Permission Settings to protect Shared Folders from Ransomware on Windows 10

backuppermissionswindows 10

This question has been asked here a few different ways, but I couldn't find one that specifically addresses this for Windows 10 ACL / permissions.

In our work environment we have individual machines make backup images onto a shared folder on a Windows 10 machine that acts as a file server and only that client machine/user has access to that folder.

The concern, of course, is that if the client is ransomware attacked it could access that shared folder and encrypt / overwrite the backup files.

It would seem that using the fine grained special permissions in Windows 10 would make it possible to create a new file and store the backup, but prevent that file from being encrypted and overwritten / deleted?

Best Answer

I've dealt with with this exact scenario, as have many others in this forum, I suspect.

If a person can login as a user and read/write to server files, the files are at risk. I.e., if a user can edit a word document, then can encrypt it.

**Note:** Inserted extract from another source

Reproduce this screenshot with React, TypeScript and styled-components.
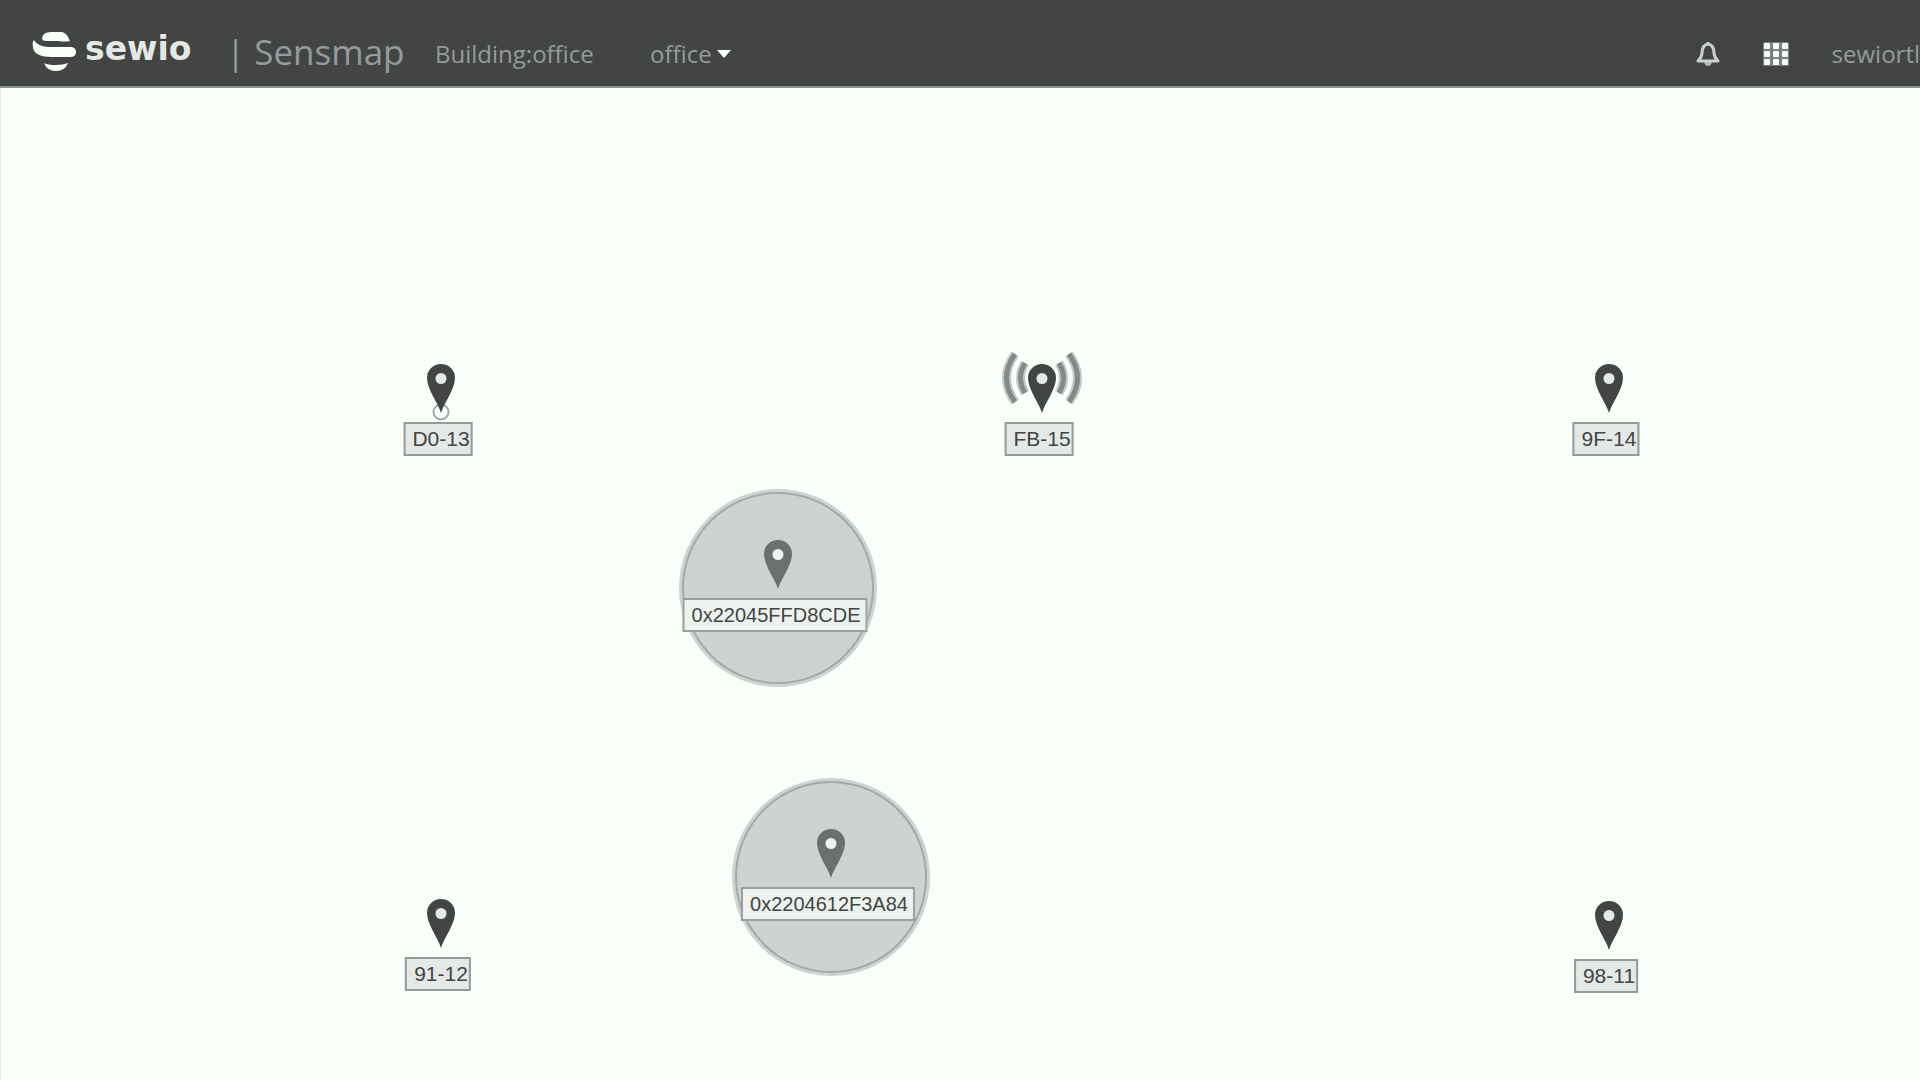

Rather than change server access permissions (they should be set up as minimum privilege needed), most organizations are changing what users can access. Our organization blocked all of Google Drive, for example. This isn't a great solution, but it's worked so far (knock on wood).

If it's just local backups you're concerned about, creating a 'backup user' that solely holds write permissions to the backup volume technically works, although I haven't tried this.

Ultimate solution is segregated incremental cloud backups.